You pointed out that it's  undesirable (and impossible) to make everything equal for everybody, using an extreme case. On the other side, I claim that it is undesirable to let things get too unequal. I make no claim that an AnCap society would necessarily make things too unequal, and I do not claim that the most extreme case is possible.

I have heard explanations how AnCap societies might moderate extreme inequalities. For example, in some cases person X might go to an arbitrator and say "Person Y officially owns this resource here, and he isn't developing it much. I can develop it more effectively" and the arbitrator might rule that it now belongs to person X. Or if somebody has more stuff than he can defend, others might just take it from him.

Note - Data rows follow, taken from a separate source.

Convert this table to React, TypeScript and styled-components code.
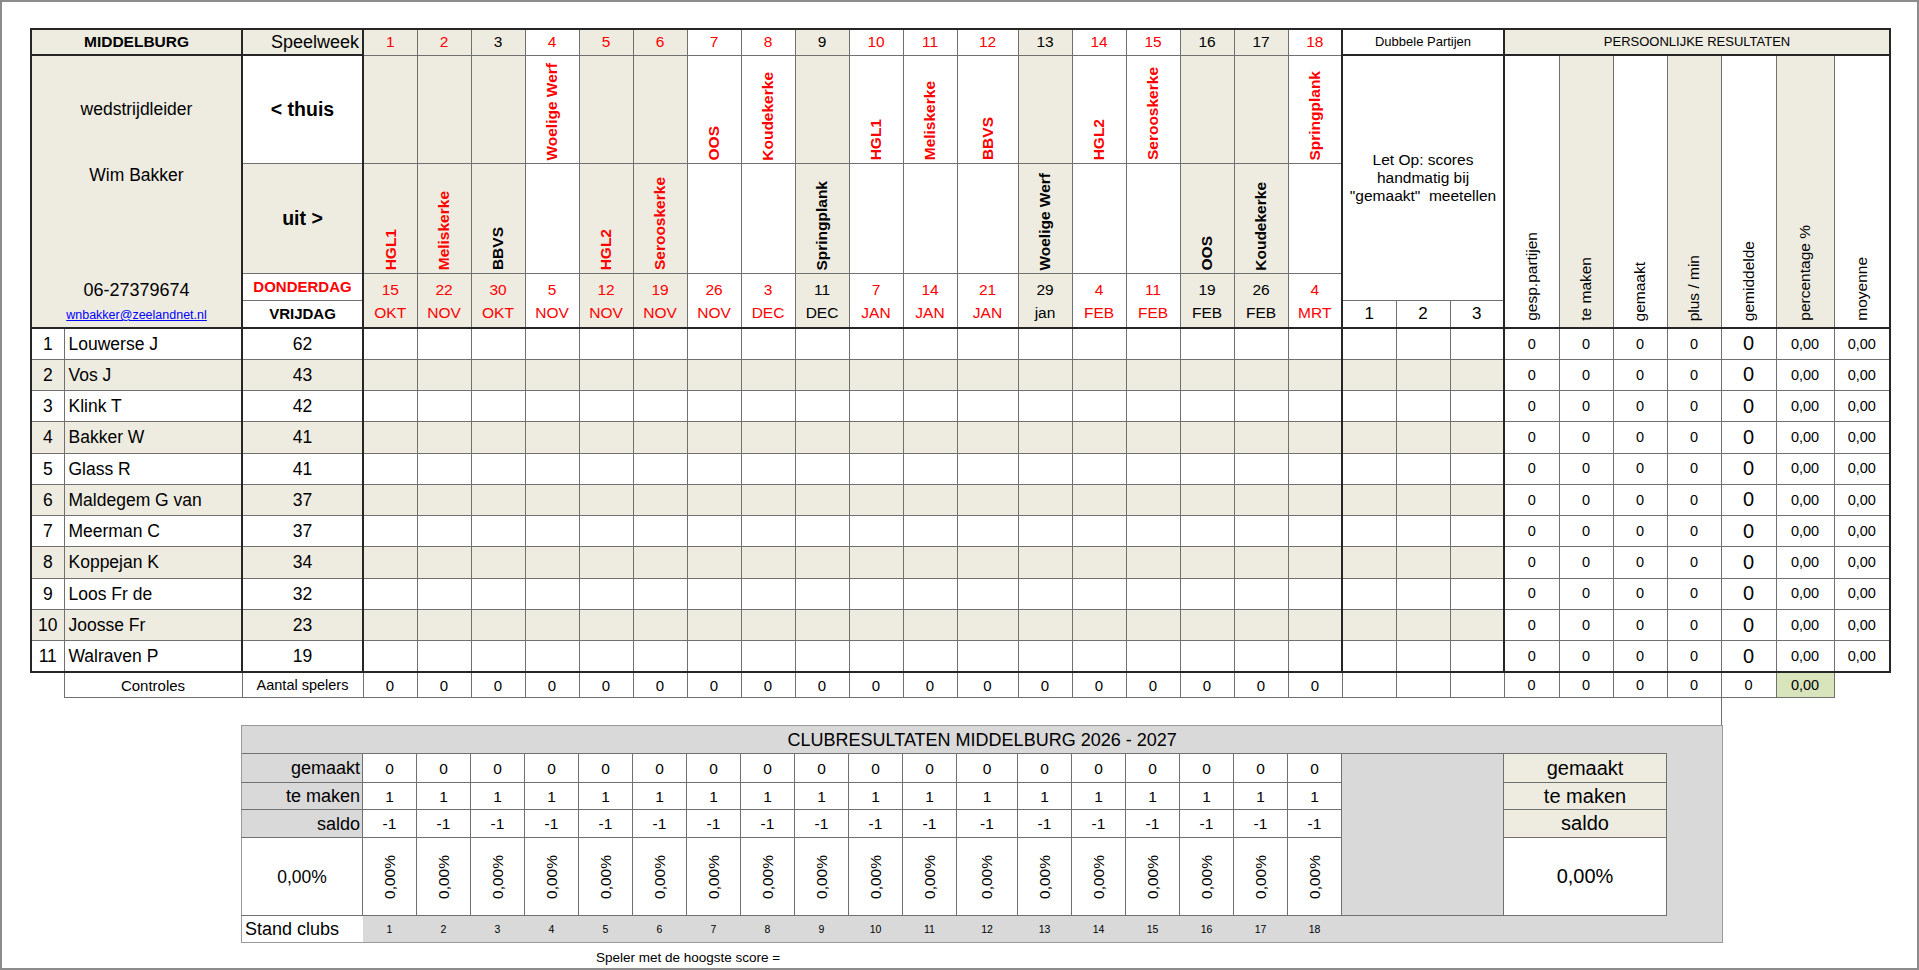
import React from 'react';
import styled, { createGlobalStyle } from 'styled-components';

const BEIGE = '#eeece1';
const GRAY = '#d9d9d9';
const GREEN = '#d8e4bc';
const RED = '#ff0000';

const GlobalStyle = createGlobalStyle`
  html, body {
    margin: 0;
    padding: 0;
    background: #fff;
  }
  body {
    font-family: "Liberation Sans", Arial, sans-serif;
    color: #000;
  }
`;

type Edge = 'line' | 'heavy' | 'soft' | 'none';

const edge = (e?: Edge) => {
  if (e === 'heavy') return '2px solid #262626';
  if (e === 'soft') return '1px solid #9a9a9a';
  if (e === 'none') return 'none';
  return '1px solid #707070';
};

type CellProps = {
  $bg?: string;
  $color?: string;
  $size?: number;
  $bold?: boolean;
  $align?: 'left' | 'center' | 'right';
  $valign?: 'top' | 'middle' | 'bottom';
  $pad?: string;
  $bl?: Edge;
  $br?: Edge;
  $bt?: Edge;
  $bb?: Edge;
  $wrap?: boolean;
};

const Page = styled.div`
  box-sizing: border-box;
  width: 1919px;
  height: 970px;
  border: 2px solid #8c8c8c;
  padding: 26px 0 0 28px;
  overflow: hidden;
`;

const Sheet = styled.table<{ $w: number }>`
  border-collapse: collapse;
  table-layout: fixed;
  width: ${p => p.$w}px;
`;

const Club = styled(Sheet)`
  margin-left: 211px;
  background: ${GRAY};
`;

const Col = styled.col<{ $w: number }>`
  width: ${p => p.$w}px;
`;

const Row = styled.tr<{ $h: number }>`
  height: ${p => p.$h}px;
`;

const Cell = styled.td<CellProps>`
  padding: ${p => p.$pad ?? '0'};
  background: ${p => p.$bg ?? '#fff'};
  color: ${p => p.$color ?? '#000'};
  font-size: ${p => p.$size ?? 15}px;
  font-weight: ${p => (p.$bold ? 700 : 400)};
  text-align: ${p => p.$align ?? 'center'};
  vertical-align: ${p => p.$valign ?? 'middle'};
  border-left: ${p => edge(p.$bl)};
  border-right: ${p => edge(p.$br)};
  border-top: ${p => edge(p.$bt)};
  border-bottom: ${p => edge(p.$bb)};
  white-space: ${p => (p.$wrap ? 'normal' : 'nowrap')};
  overflow: hidden;
  line-height: 1.15;
`;

const VBox = styled.div<{ $h: number; $pb?: number; $center?: boolean }>`
  box-sizing: border-box;
  height: ${p => p.$h}px;
  display: flex;
  justify-content: center;
  align-items: ${p => (p.$center ? 'center' : 'flex-end')};
  padding-bottom: ${p => p.$pb ?? 0}px;
`;

const VText = styled.span`
  writing-mode: vertical-rl;
  transform: rotate(180deg);
  white-space: nowrap;
  line-height: 1;
`;

const Info = styled.div`
  height: 268px;
  display: flex;
  flex-direction: column;
  align-items: center;
`;

const InfoLine = styled.div<{ $mt: number; $size: number }>`
  margin-top: ${p => p.$mt}px;
  font-size: ${p => p.$size}px;
  line-height: 20px;
`;

const Mail = styled.a`
  margin-top: 8px;
  font-size: 12.5px;
  line-height: 14px;
  color: #0000ff;
  text-decoration: underline;
`;

const DateStack = styled.div`
  display: flex;
  flex-direction: column;
  align-items: center;
  padding-top: 4px;
  line-height: 23px;
`;

const Gap = styled.div`
  height: 27px;
  padding-left: 1691px;
`;

const Tick = styled.div`
  width: 0;
  height: 100%;
  border-left: 1px solid #707070;
`;

const Note = styled.div`
  margin-top: 7px;
  padding-left: 566px;
  font-size: 13.5px;
  line-height: 16px;
`;

type Week = {
  n: number;
  home?: string;
  away?: string;
  day: string;
  mon: string;
  ink: string;
  dateInk: string;
};

const w = (n: number, day: string, mon: string, side: 'home' | 'away', name: string, ink = RED, dateInk = ink): Week => ({
  n,
  day,
  mon,
  ink,
  dateInk,
  [side]: name,
});

const weeks: Week[] = [
  w(1, '15', 'OKT', 'away', 'HGL1'),
  w(2, '22', 'NOV', 'away', 'Meliskerke'),
  w(3, '30', 'OKT', 'away', 'BBVS', '#000', RED),
  w(4, '5', 'NOV', 'home', 'Woelige Werf'),
  w(5, '12', 'NOV', 'away', 'HGL2'),
  w(6, '19', 'NOV', 'away', 'Serooskerke'),
  w(7, '26', 'NOV', 'home', 'OOS'),
  w(8, '3', 'DEC', 'home', 'Koudekerke'),
  w(9, '11', 'DEC', 'away', 'Springplank', '#000'),
  w(10, '7', 'JAN', 'home', 'HGL1'),
  w(11, '14', 'JAN', 'home', 'Meliskerke'),
  w(12, '21', 'JAN', 'home', 'BBVS'),
  w(13, '29', 'jan', 'away', 'Woelige Werf', '#000'),
  w(14, '4', 'FEB', 'home', 'HGL2'),
  w(15, '11', 'FEB', 'home', 'Serooskerke'),
  w(16, '19', 'FEB', 'away', 'OOS', '#000'),
  w(17, '26', 'FEB', 'away', 'Koudekerke', '#000'),
  w(18, '4', 'MRT', 'home', 'Springplank'),
];

const players: [string, number][] = [
  ['Louwerse J', 62],
  ['Vos J', 43],
  ['Klink T', 42],
  ['Bakker W', 41],
  ['Glass R', 41],
  ['Maldegem G van', 37],
  ['Meerman C', 37],
  ['Koppejan K', 34],
  ['Loos Fr de', 32],
  ['Joosse Fr', 23],
  ['Walraven P', 19],
];

const persLabels = ['gesp.partijen', 'te maken', 'gemaakt', 'plus / min', 'gemiddelde', 'percentage %', 'moyenne'];

const weekWidths = weeks.map(wk => (wk.n === 12 ? 61 : 54));
const mainCols = [33, 178, 121, ...weekWidths, 54, 54, 54, 55, 54, 54, 54, 55, 58, 56];
const clubCols = [121, ...weekWidths, 162, 163, 56];
const sum = (a: number[]) => a.reduce((s, x) => s + x, 0);

const shade = (wk: Week) => (wk.away ? BEIGE : '#fff');

function MainSheet() {
  return (
    <Sheet $w={sum(mainCols)}>
      <colgroup>
        {mainCols.map((c, i) => (
          <Col key={i} $w={c} />
        ))}
      </colgroup>
      <tbody>
        <Row $h={26}>
          <Cell colSpan={2} $bg={BEIGE} $bold $size={15.5} $bt="heavy" $bl="heavy" $br="heavy" $bb="heavy">
            MIDDELBURG
          </Cell>
          <Cell $bg={BEIGE} $align="right" $pad="0 3px 0 0" $size={18} $bt="heavy" $br="heavy" $bb="heavy">
            Speelweek
          </Cell>
          {weeks.map(wk => (
            <Cell key={wk.n} $bg={shade(wk)} $color={wk.ink} $size={15.5} $bt="heavy">
              {wk.n}
            </Cell>
          ))}
          <Cell colSpan={3} $size={13} $bt="heavy" $bl="heavy" $bb="heavy">
            Dubbele Partijen
          </Cell>
          <Cell colSpan={7} $bg={BEIGE} $size={13} $bt="heavy" $bl="heavy" $br="heavy" $bb="heavy">
            PERSOONLIJKE RESULTATEN
          </Cell>
        </Row>

        <Row $h={108}>
          <Cell colSpan={2} rowSpan={4} $bg={BEIGE} $valign="top" $bl="heavy" $br="heavy" $bb="heavy">
            <Info>
              <InfoLine $mt={43} $size={17.5}>wedstrijdleider</InfoLine>
              <InfoLine $mt={46} $size={17.5}>Wim Bakker</InfoLine>
              <InfoLine $mt={95} $size={18}>06-27379674</InfoLine>
              <Mail href="mailto:wnbakker@zeelandnet.nl">wnbakker@zeelandnet.nl</Mail>
            </Info>
          </Cell>
          <Cell $bold $size={19.5} $br="heavy">
            &lt; thuis
          </Cell>
          {weeks.map(wk => (
            <Cell key={wk.n} $bg={shade(wk)} $valign="bottom" $color={wk.ink} $bold $size={15.5}>
              <VBox $h={104} $pb={2}>
                {wk.home && <VText>{wk.home}</VText>}
              </VBox>
            </Cell>
          ))}
          <Cell colSpan={3} rowSpan={3} $bl="heavy" $size={15.5} $wrap>
            Let Op: scores
            <br />
            handmatig bij
            <br />
            "gemaakt"&nbsp;&nbsp;meetellen
          </Cell>
          {persLabels.map((label, i) => (
            <Cell
              key={label}
              rowSpan={4}
              $bg={i % 2 === 1 ? BEIGE : '#fff'}
              $valign="bottom"
              $size={15.5}
              $bl={i === 0 ? 'heavy' : 'line'}
              $br={i === persLabels.length - 1 ? 'heavy' : 'line'}
              $bb="heavy"
            >
              <VBox $h={268} $pb={6}>
                <VText>{label}</VText>
              </VBox>
            </Cell>
          ))}
        </Row>

        <Row $h={110}>
          <Cell $bg={BEIGE} $bold $size={19.5} $br="heavy">
            uit &gt;
          </Cell>
          {weeks.map(wk => (
            <Cell key={wk.n} $bg={shade(wk)} $valign="bottom" $color={wk.ink} $bold $size={15.5}>
              <VBox $h={106} $pb={2}>
                {wk.away && <VText>{wk.away}</VText>}
              </VBox>
            </Cell>
          ))}
        </Row>

        <Row $h={27}>
          <Cell $color={RED} $bold $size={15} $br="heavy">
            DONDERDAG
          </Cell>
          {weeks.map(wk => (
            <Cell key={wk.n} rowSpan={2} $bg={shade(wk)} $valign="top" $color={wk.dateInk} $size={15.5} $bb="heavy">
              <DateStack>
                <span>{wk.day}</span>
                <span>{wk.mon}</span>
              </DateStack>
            </Cell>
          ))}
        </Row>

        <Row $h={28}>
          <Cell $bold $size={15} $br="heavy" $bb="heavy">
            VRIJDAG
          </Cell>
          {[1, 2, 3].map(n => (
            <Cell key={n} $size={17} $bl={n === 1 ? 'heavy' : 'line'} $bb="heavy">
              {n}
            </Cell>
          ))}
        </Row>

        {players.map(([name, score], i) => {
          const bg = i % 2 === 1 ? BEIGE : '#fff';
          const last = i === players.length - 1;
          const bb: Edge = last ? 'heavy' : 'line';
          return (
            <Row key={name} $h={31.27}>
              <Cell $bg={bg} $size={17.5} $bl="heavy" $bb={bb}>
                {i + 1}
              </Cell>
              <Cell $bg={bg} $size={17.5} $align="left" $pad="0 0 0 4px" $br="heavy" $bb={bb}>
                {name}
              </Cell>
              <Cell $bg={bg} $size={17.5} $br="heavy" $bb={bb}>
                {score}
              </Cell>
              {weeks.map(wk => (
                <Cell key={wk.n} $bg={bg} $bb={bb} />
              ))}
              {[1, 2, 3].map(n => (
                <Cell key={n} $bg={bg} $bl={n === 1 ? 'heavy' : 'line'} $bb={bb} />
              ))}
              <Cell $size={14.5} $bl="heavy" $bb={bb}>0</Cell>
              <Cell $size={14.5} $bb={bb}>0</Cell>
              <Cell $size={14.5} $bb={bb}>0</Cell>
              <Cell $size={14.5} $bb={bb}>0</Cell>
              <Cell $size={20} $bb={bb}>0</Cell>
              <Cell $size={14.5} $bb={bb}>0,00</Cell>
              <Cell $size={14.5} $br="heavy" $bb={bb}>0,00</Cell>
            </Row>
          );
        })}

        <Row $h={26}>
          <Cell $bl="none" $bb="none" $bg="transparent" />
          <Cell $size={15}>Controles</Cell>
          <Cell $size={14.5}>Aantal spelers</Cell>
          {weeks.map(wk => (
            <Cell key={wk.n} $size={15}>0</Cell>
          ))}
          <Cell />
          <Cell />
          <Cell />
          <Cell $size={14.5}>0</Cell>
          <Cell $size={14.5}>0</Cell>
          <Cell $size={14.5}>0</Cell>
          <Cell $size={14.5}>0</Cell>
          <Cell $size={14.5}>0</Cell>
          <Cell $size={14.5} $bg={GREEN}>0,00</Cell>
          <Cell $br="none" $bb="none" $bg="transparent" />
        </Row>
      </tbody>
    </Sheet>
  );
}

function ClubSheet() {
  const counts: [string, string][] = [
    ['gemaakt', '0'],
    ['te maken', '1'],
    ['saldo', '-1'],
  ];
  return (
    <Club $w={sum(clubCols)}>
      <colgroup>
        {clubCols.map((c, i) => (
          <Col key={i} $w={c} />
        ))}
      </colgroup>
      <tbody>
        <Row $h={28}>
          <Cell colSpan={clubCols.length} $bg={GRAY} $size={18} $bt="soft" $bl="soft" $br="soft" $bb="none">
            CLUBRESULTATEN MIDDELBURG 2026 - 2027
          </Cell>
        </Row>
        {counts.map(([label, value], r) => (
          <Row key={label} $h={r === 0 ? 29 : r === 1 ? 27 : 28}>
            <Cell $bg={GRAY} $align="right" $pad="0 2px 0 0" $size={18} $bl="soft">
              {label}
            </Cell>
            {weeks.map(wk => (
              <Cell key={wk.n} $size={15.5}>
                {value}
              </Cell>
            ))}
            {r === 0 && <Cell rowSpan={4} $bg={GRAY} />}
            <Cell $bg={BEIGE} $size={20}>
              {label}
            </Cell>
            {r === 0 && <Cell rowSpan={4} $bg={GRAY} $bt="none" $bb="none" $br="soft" />}
          </Row>
        ))}
        <Row $h={78}>
          <Cell $size={17.5} $bl="soft">
            0,00%
          </Cell>
          {weeks.map(wk => (
            <Cell key={wk.n} $size={15.5}>
              <VBox $h={74} $center>
                <VText>0,00%</VText>
              </VBox>
            </Cell>
          ))}
          <Cell $size={20}>0,00%</Cell>
        </Row>
        <Row $h={27}>
          <Cell $align="left" $pad="0 0 0 3px" $size={18} $bl="soft" $bb="soft" $br="none">
            Stand clubs
          </Cell>
          {weeks.map(wk => (
            <Cell key={wk.n} $bg={GRAY} $size={10.5} $bl="none" $br="none" $bb="soft">
              {wk.n}
            </Cell>
          ))}
          <Cell colSpan={3} $bg={GRAY} $bl="none" $bt="none" $br="soft" $bb="soft" />
        </Row>
      </tbody>
    </Club>
  );
}

export default function App() {
  return (
    <>
      <GlobalStyle />
      <Page>
        <MainSheet />
        <Gap>
          <Tick />
        </Gap>
        <ClubSheet />
        <Note>Speler met de hoogste score =</Note>
      </Page>
    </>
  );
}
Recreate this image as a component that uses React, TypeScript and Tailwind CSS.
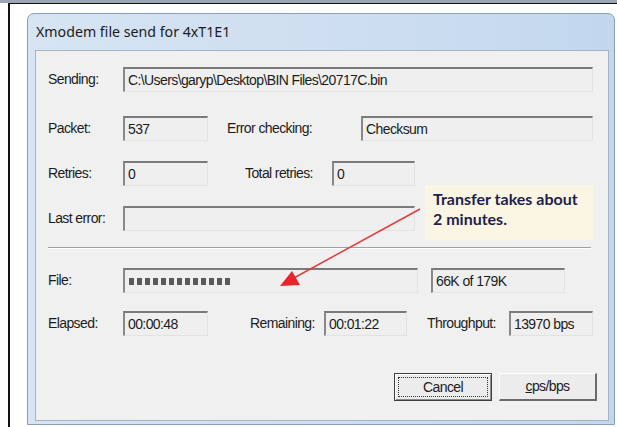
import React from 'react'

// Classic sunken read-only edit box
function Field({ className = '', children }: { className?: string; children?: React.ReactNode }) {
  return (
    <div
      className={`h-[25px] shrink-0 flex items-center pl-[3px] bg-[#efefef] border-t-2 border-l-2 border-r border-b border-t-[#7a7a7a] border-l-[#888888] border-r-[#e2e2e2] border-b-[#e2e2e2] overflow-hidden whitespace-nowrap ${className}`}
    >
      {children}
    </div>
  )
}

function Label({ className = '', children }: { className?: string; children: React.ReactNode }) {
  return <div className={`shrink-0 whitespace-nowrap ${className}`}>{children}</div>
}

const BLOCKS = Array.from({ length: 13 })

export default function App() {
  return (
    <div className="relative w-[617px] h-[427px] overflow-hidden bg-white">
      {/* strip above the frame */}
      <div className="h-[3px] bg-[#9aa6b2]" />
      <div className="ml-[8px] h-[424px] border-l-2 border-t border-[#111] pl-[17px] pt-[9px]">
        {/* window */}
        <div className="w-[588px] h-[412px] rounded-t-[7px] border border-[#8aa0b8] bg-gradient-to-r from-[#d6e4f3] via-[#cfdff1] to-[#c2d7ee] flex flex-col">
          {/* title bar */}
          <div className="h-[36px] shrink-0 flex items-center pl-[8px] text-[14.2px] text-[#1b1b1b] font-['Noto_Sans',sans-serif]">
            Xmodem file send for 4xT1E1
          </div>
          {/* client area */}
          <div className="ml-[7px] mr-[5px] mb-[3px] flex-1 bg-[#f0f0f0] border border-[#a5b3c2] pl-[12px] flex flex-col text-[14px] tracking-[-0.6px] text-[#1c1c1c] font-['Liberation_Sans',Arial,sans-serif]">
            {/* Sending */}
            <div className="mt-[16px] flex items-center">
              <Label className="w-[75px]">Sending:</Label>
              <Field className="w-[470px]">C:\Users\garyp\Desktop\BIN Files\20717C.bin</Field>
            </div>
            {/* Packet / Error checking */}
            <div className="mt-[24px] flex items-center">
              <Label className="w-[75px]">Packet:</Label>
              <Field className="w-[85px]">537</Field>
              <Label className="ml-[19px] w-[134px]">Error checking:</Label>
              <Field className="w-[232px]">Checksum</Field>
            </div>
            {/* Retries / Total retries */}
            <div className="mt-[20px] flex items-center">
              <Label className="w-[75px]">Retries:</Label>
              <Field className="w-[85px]">0</Field>
              <Label className="ml-[37px] w-[87px]">Total retries:</Label>
              <Field className="w-[83px]">0</Field>
            </div>
            {/* Last error */}
            <div className="mt-[20px] flex items-center">
              <Label className="w-[75px]">Last error:</Label>
              <Field className="w-[292px]" />
            </div>
            {/* divider */}
            <div className="mt-[16px] mr-[17px] h-[2px] border-t border-b border-t-[#a0a0a0] border-b-white" />
            {/* File progress */}
            <div className="mt-[19px] flex items-center">
              <Label className="w-[75px]">File:</Label>
              <Field className="w-[295px] pl-[4px] gap-[3px]">
                {BLOCKS.map((_, i) => (
                  <span key={i} className="w-[5px] h-[7px] bg-[#5a5a5a]" />
                ))}
              </Field>
              <Field className="ml-[13px] w-[134px]">66K of 179K</Field>
            </div>
            {/* Elapsed / Remaining / Throughput */}
            <div className="mt-[18px] flex items-center">
              <Label className="w-[75px]">Elapsed:</Label>
              <Field className="w-[85px]">00:00:48</Field>
              <Label className="ml-[42px] w-[74px]">Remaining:</Label>
              <Field className="w-[83px]">00:01:22</Field>
              <Label className="ml-[20px] w-[82px]">Throughput:</Label>
              <Field className="w-[84px]">13970 bps</Field>
            </div>
            {/* buttons */}
            <div className="mt-[37px] flex items-center justify-end pr-[11px] gap-[7px]">
              <button className="w-[98px] h-[28px] p-[3px] bg-[#ececec] border border-[#3f3f3f] shadow-[inset_1px_1px_0_#ffffff,inset_-1px_-1px_0_#8c8c8c]">
                <div className="w-full h-full flex items-center justify-center border border-dotted border-[#333]">
                  Cancel
                </div>
              </button>
              <button className="w-[98px] h-[28px] flex items-center justify-center bg-[#ececec] border-t border-l border-r-2 border-b-2 border-t-white border-l-[#f8f8f8] border-r-[#6b6b6b] border-b-[#6b6b6b]">
                <span><span className="underline">c</span>ps/bps</span>
              </button>
            </div>
          </div>
        </div>
      </div>

      {/* callout note */}
      <div className="absolute left-[425px] top-[185px] w-[168px] h-[55px] bg-[#fbf5e3] pl-[8px] pt-[4px] text-[16px] leading-[20px] font-bold text-[#1f1f4d] font-['Lato',sans-serif]">
        Transfer takes about
        <br />
        2 minutes.
      </div>

      {/* red pointer arrow */}
      <svg className="absolute inset-0 pointer-events-none" width="617" height="427" viewBox="0 0 617 427">
        <line x1="420" y1="209" x2="292" y2="279" stroke="#e23a3a" strokeWidth="1.5" />
        <path d="M280 286 L292 271 L300 285 Z" fill="#e8262a" />
      </svg>
    </div>
  )
}
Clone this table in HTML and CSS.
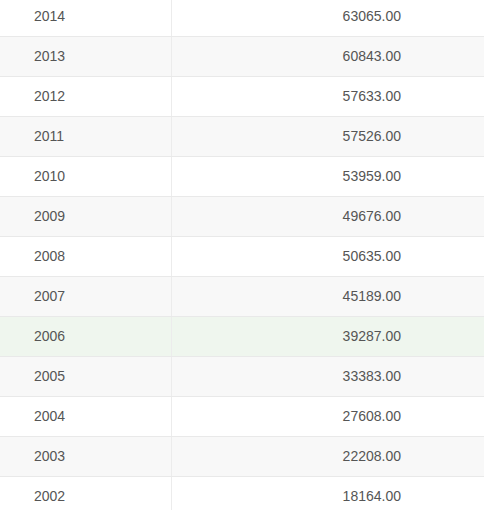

It occurs to me that if you had two big groups of people who disagree about this sort of thing, they might fight over it. The society breaks down into warfare. That is not a flaw in AnCap societies, it's a flaw in societies where large numbers of people disagree about something enough to fight over it. The USA had this precise problem when we disagreed about slavery, and some of us were ready to fight to take away others' human property. Particular AnCap societies might be better or worse at resolving this sort of problem -- I don't see anything in the basic philosophy that says how to resolve it.

And an AnCap society does not have to have a perfect solution to every possible problem, to be way better than what we have now.


In an AnCap society, the arbitrators are not rulers; you don't get to make eminent domain claims, no matter how prettily you frame your arguments. However, if you see a spot of land which is not being used, and you do your due diligence and find that it has not been used for X years, and homestead it, and someone pops up later and says "My Great Grandfather homesteaded this and willed it to me and you owe me back rent", then an arbitrator might, depending on the facts of the case, rule in favor of the squatter, on the grounds that the putative owner had not defended his property for X years.

If things develop as in the "Robinsons claim the world" scenario, an arbitrator is likely to tell Mrs. Robinson to stop being such an ass.